5.  Specifically, capital losses are subject to two limitations: (1) the Tax Code permits capital losses only to the extent of capital gains and (2) the Tax Code limits corporations' ability to carry capital losses to future tax years. See Campbell Taggart, Inc. v. United States, 744 F.2d 442, 448 n. 16 (5th Cir.1984), abrogated on other grounds by Arkansas Best Corp. v. Comm'r, 485 U.S. 212 (1988).

6.  The Tax Code broadly defines “capital asset” as “property held by the taxpayer (whether or not connected with his trade or business),” but then excludes eight specific classes of property from capital-asset status. 26 U.S.C. § 1221; see Arkansas Best, 485 U.S. at 215–16. The parties agree that the Securities were capital assets.

7.  A termination by offset occurs when a party buys out its contractual right or obligation to buy or sell securities in the future.

8.  Two administrative actions lend further support to Pilgrim's Pride's position.

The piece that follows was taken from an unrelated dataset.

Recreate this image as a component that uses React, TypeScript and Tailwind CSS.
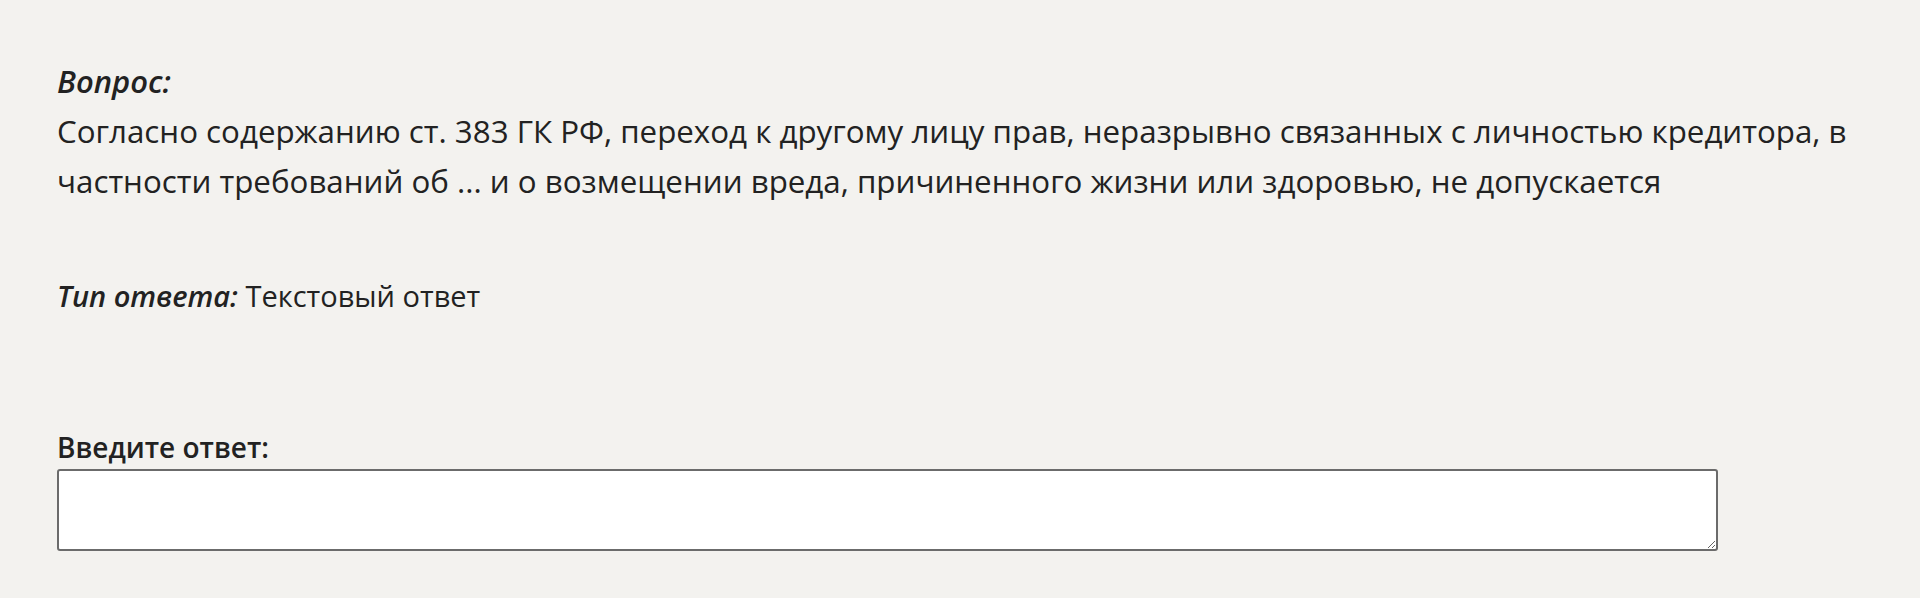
export default function App() {
  return (
    <div className="min-h-screen bg-[#f3f2ef] pl-[57px] pr-[40px] pt-[56px] font-['Open_Sans',sans-serif] text-[#222]">
      <p className="text-[31px] leading-[50px] font-semibold italic">Вопрос:</p>
      <p className="text-[31.3px] leading-[50px]">
        Согласно содержанию ст. 383 ГК РФ, переход к другому лицу прав, неразрывно связанных с личностью кредитора, в
        частности требований об ... и о возмещении вреда, причиненного жизни или здоровью, не допускается
      </p>

      <p className="mt-[65px] text-[29px] leading-[50px]">
        <span className="font-semibold italic">Тип ответа:</span> Текстовый ответ
      </p>

      <div className="mt-[108px] flex flex-col">
        <label htmlFor="answer" className="text-[28px] leading-[36px] font-semibold">
          Введите ответ:
        </label>
        <textarea
          id="answer"
          className="mt-[4px] h-[82px] w-[1661px] rounded-[3px] border-2 border-[#6b6b6b] bg-white"
        />
      </div>
    </div>
  );
}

In Revenue Ruling 93–80, the IRS held that a taxpayer is allowed an ordinary loss on the abandonment of a partnership interest, even if the abandoned partnership interest is a capital asset. This Ruling directly contradicts the Commissioner's position in this case. Although the Commissioner asserts that Revenue Ruling 93–80 was superseded by a 1997 amendment to the statute at issue here, this begs the question presented in this case and is odd considering that the IRS never has formally revoked the Ruling and has relied on the Ruling since the statutory amendment.The second administrative action is Treasury Regulation § 1.165–5(i), issued in 2007, which prospectively adopts an interpretation of 26 U.S.C. § 165(g) that an abandoned security is per se “worthless” and therefore any resulting loss is capital. If the Commissioner's interpretation of § 1234A(1) were correct, however, the abandonment of any capital asset already would result in capital loss. Thus, the Treasury Regulation would be superfluous.